The deduction is considered “above-the-line.” This is important because it reduces adjusted gross income before calculating other tax credits and deductions, and it can be claimed regardless of whether the taxpayer itemizes or takes the standard deduction. Workers do not need to change how they file to benefit from the new rule.
The law caps the deduction at $12,500 per taxpayer each year. For married couples filing jointly, the cap doubles to $25,000 if both spouses earn overtime pay. However, as with other new provisions in the OBBB Act, the benefit phases out at higher income levels. The statute notes that “the deduction is subject to phase-down if taxpayers’ adjusted gross income exceeds $300,000 for joint-filers ($150,000 for singles).”
The financial impact could be significant for many working households.

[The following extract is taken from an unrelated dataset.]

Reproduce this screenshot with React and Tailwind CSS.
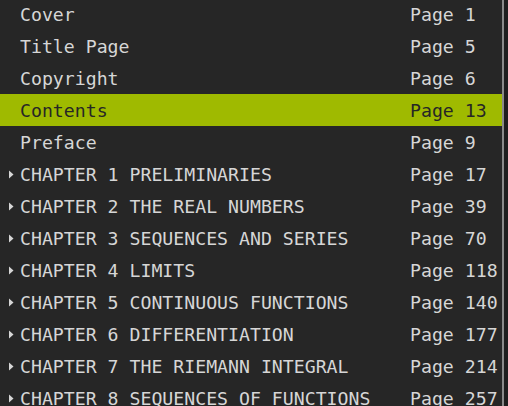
import React from "react";

const rows = [
  { t: "Cover", p: "Page 1" },
  { t: "Title Page", p: "Page 5" },
  { t: "Copyright", p: "Page 6" },
  { t: "Contents", p: "Page 13", sel: true },
  { t: "Preface", p: "Page 9" },
  { t: "CHAPTER 1 PRELIMINARIES", p: "Page 17", c: true },
  { t: "CHAPTER 2 THE REAL NUMBERS", p: "Page 39", c: true },
  { t: "CHAPTER 3 SEQUENCES AND SERIES", p: "Page 70", c: true },
  { t: "CHAPTER 4 LIMITS", p: "Page 118", c: true },
  { t: "CHAPTER 5 CONTINUOUS FUNCTIONS", p: "Page 140", c: true },
  { t: "CHAPTER 6 DIFFERENTIATION", p: "Page 177", c: true },
  { t: "CHAPTER 7 THE RIEMANN INTEGRAL", p: "Page 214", c: true },
  { t: "CHAPTER 8 SEQUENCES OF FUNCTIONS", p: "Page 257", c: true },
];

export default function App() {
  return (
    <div
      className="w-[508px] h-[406px] overflow-hidden bg-[#262626] flex"
      style={{ fontFamily: '"DejaVu Sans Mono", monospace' }}
    >
      <div className="w-[502px] flex flex-col mt-[-2px]">
        {rows.map((r, i) => (
          <div
            key={i}
            className={`h-[32px] shrink-0 flex items-center pt-[1px] text-[18.2px] leading-[31px] ${
              r.sel ? "bg-[#9fba00] text-[#262626]" : "text-[#d6d6d6]"
            }`}
          >
            <div className="w-[20px] flex items-center justify-center pl-[2px]">
              {r.c && (
                <svg width="6" height="9" viewBox="0 0 6 9">
                  <path d="M1 0.5 L5.5 4.5 L1 8.5 Z" fill="#d6d6d6" />
                </svg>
              )}
            </div>
            <div className="w-[390px] whitespace-nowrap overflow-hidden">{r.t}</div>
            <div className="whitespace-nowrap">{r.p}</div>
          </div>
        ))}
      </div>
      <div className="w-[2px] bg-[#8a8a8a]" />
      <div className="w-[4px] bg-[#1e1e1e]" />
    </div>
  );
}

For example, a single taxpayer earning $45,000 in base salary and $8,000 in overtime premiums could deduct the full $8,000, reducing taxable income from $53,000 to $45,000 before applying the standard deduction. A married couple with combined overtime premiums of $20,000 could deduct the entire amount, lowering their taxable income substantially.
Supporters of the provision argue that it rewards hard work and provides relief to employees in industries where overtime is common, such as healthcare, manufacturing, and emergency services. Because overtime often comes with additional stress or longer shifts, the deduction is seen as a way to recognize the burden while easing the tax impact.
Critics caution that the deduction is temporary, applying only to tax years 2025 through 2028. Unless extended, the rule will expire, and overtime pay will once again be fully taxable. Some also raise concerns about complexity in tracking exactly what portion of wages counts as the “overtime premium.”
Still, the change represents a substantial new benefit for millions of American workers. As the law states directly, “for years 2025 through 2028, the Act provides for (up to) $12,500 ($25,000 if joint return), above-the-line deduction for qualified overtime compensation.”